GAME NAME: Nintendo Land
PLATFORM(S): Wii U
RELEASE DATE(S): 30 November 2012
Mention the words ‘theme park’ and the first thing that comes to mind are bright, vivid colours, blue skies and so many events to attend that you can’t quite figure out where you should start. This is exactly what happens when your Wii U sucks up the Nintendo Land disc.
Nintendo Land is in essence a tech demo for the Wii U – like Wii Sports was for the Wii. It goes about showcasing the unique features of what the new controller can do by introducing you to a theme park with 12 mini-games based mostly off popular Nintendo franchises. It’s colourful, it’s cute and it’s a little better than hardcore gamers might imagine.

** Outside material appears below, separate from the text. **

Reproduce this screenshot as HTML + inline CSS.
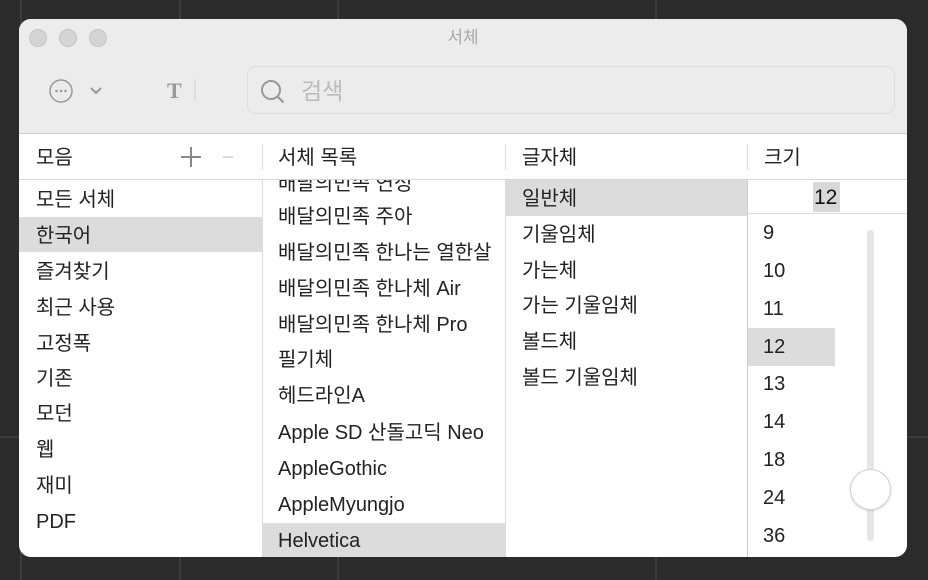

Once you’ve selected your Mii you’re dropped into an empty theme park plaza where you’re met by a floating monitor-like guide (Monita) that explains everything from top to bottom in typical Nintendo fashion. To keep with the Nintendo regularities Monita has the most bothersome voice of any guide in the history of gaming. Should you make it past her annoyances it’s on to the meat of the game. Like a theme park some rides are worth the entrance fee while others are nothing more than a stop-gap while you wait for the good ones. Luigi’s Ghost Mansion, Mario Chase, Metroid Blast and Animal Crossing Sweet Day are all loads of fun but at the expense of requiring at least three other players to make the experience worthwhile. Should you have enough friends these are easily the best games in this bag of tricks.
Luigi’s Ghost Mansion has the player with the tablet playing as a ghost and the remaining participants using a Wii Remote to move their Mii’s. Your aim as the ghost is to catch the other players without them shining their torch lights on you. The players watching the TV can’t see where the ghost is but the person with the tablet controller, playing as the ghost, gets to see everything. Mario Chase follows a similar pattern but the person controlling their Mii with the tablet controller is now running away from the other players. A meter gauge shows the other players what distance they are from the competitor and it is honestly a huge amount of fun trying to catch him or her. Drop your friends and attempt it in alone and it’s nothing more than a 2-minute tech demo.
There are of course games suited to those of us without the benefits of friends. Donkey Kong’s Crash Course will see you manoeuvering a roller-car thingy through an obstacle course. It’s as hard as nails but nothing quite beats the satisfaction once you beat a stage using the gyroscope to move left or right, blowing on the mic to raise platforms, circling the analogue stick to manually rotate something or using the L and R buttons to angle platforms. It’s probably the game that will keep you entertained for the longest stretch. Takamaru’s Ninja Castle has you holding the tablet controller vertically and literally swiping in an upwards motion (towards your television) shooting ninja stars at brightly-dressed ninjas.
There is loads of fun to be had, but there are also pointless games that can best be compared to a $1 iOS time-waster. Balloon Trip Breeze, Octopus Dance, Captain Falcon’s Twister Race and The Legend of Zelda: Battle Quest all lack impact. It’s great to test the hardware, but don’t expect to be swallowed up by hours of entertainment.
For each game you play you are rewarded with coins that can be spent at the Tower central area on another minigame or to unlock new songs to listen to while browsing the plaza or buttons that, when tapped on the screen of the tablet controller, change the time of day. It’s all very gimmicky. Nintendo Land’s biggest flaw however is the fact that everything has been designed for the living room and only for the living room. There is no online functionality outside of uploading your comments to MiiVerse. It’s much easier to find your friends online than in your living room and for a device (tablet controller) that’s focused on one individual this makes absolutely no sense in 2013.
Nintendo Land does a fantastic job in showing off the new hardware and now makes a bit more sense after the initial confusing showing at E3. Instead it shows off the hardware functionality and succeeds. Should you purchase this with New Super Mario Bros. U and ZombiU on the shelves? Most likely not, but then you have made the wrong move in not buying the Premium Wii U (that comes bundled with Nintendo Land) in the first place.